TEXAS, USA — With a change in the country’s leadership, many hope for a revision of the current immigration system and practices.
The outgoing administration has said the changes it made to the nation’s asylum policy, the building of the wall and other measures have made the country safer.
But critics point to the child separation policy, as one example, which at the very least resulted in the U.S. government not properly tracking or losing parents of hundreds of children and created a situation where the ACLU and a number of nonprofits are trying to reunite them.
The Migrant Protection Protocols (MPP) implemented by the U.S. Department of Homeland Security, which keeps asylum seekers in Mexico while they wait for a U.S. court date has also drawn criticism. In a 2019 press release, DHS described MPP as a way to “address the urgent humanitarian and security crisis at the Southern border,” and a way to “restore a safe and orderly immigration process … and reduce threats to life, national security, and public safety, while ensuring that vulnerable populations receive the protections they need.”
Human rights organizations say MPP created a humanitarian crisis, where asylum seekers are victimized, assaulted, raped and kidnapped.
Joshua Rubin is one of the human rights activists who want the new administration to change immigration practices. In 2019, Rubin said he was watching stories about child separations at his New York home and was tired of yelling at the TV.

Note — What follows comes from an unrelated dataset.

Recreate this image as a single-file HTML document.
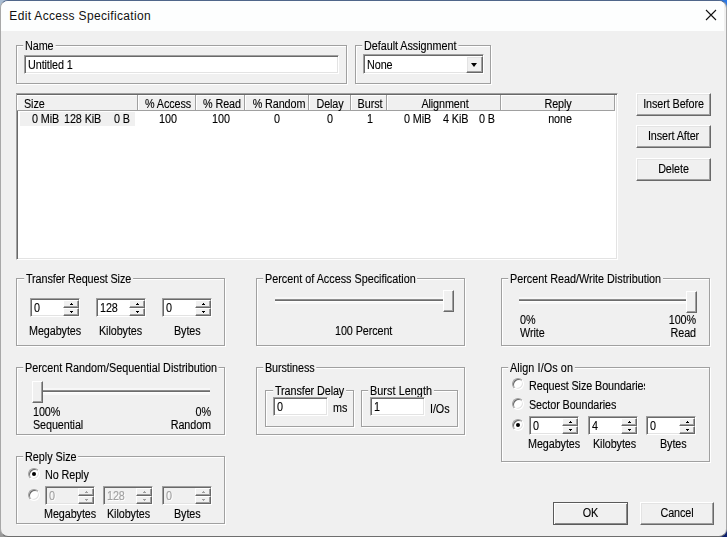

“This was a particularly egregious case of abuse. The suffering of the children was so strong, so vivid. The video, the audio of a crying child that it became impossible for me to look at it and not want to do something,” Rubin said. “Now, I could have. And I think that’s what most people do, is turn it off. You can turn it off and you can look away and you can think about your own life. Unfortunately, I wasn’t able to stop thinking about it.”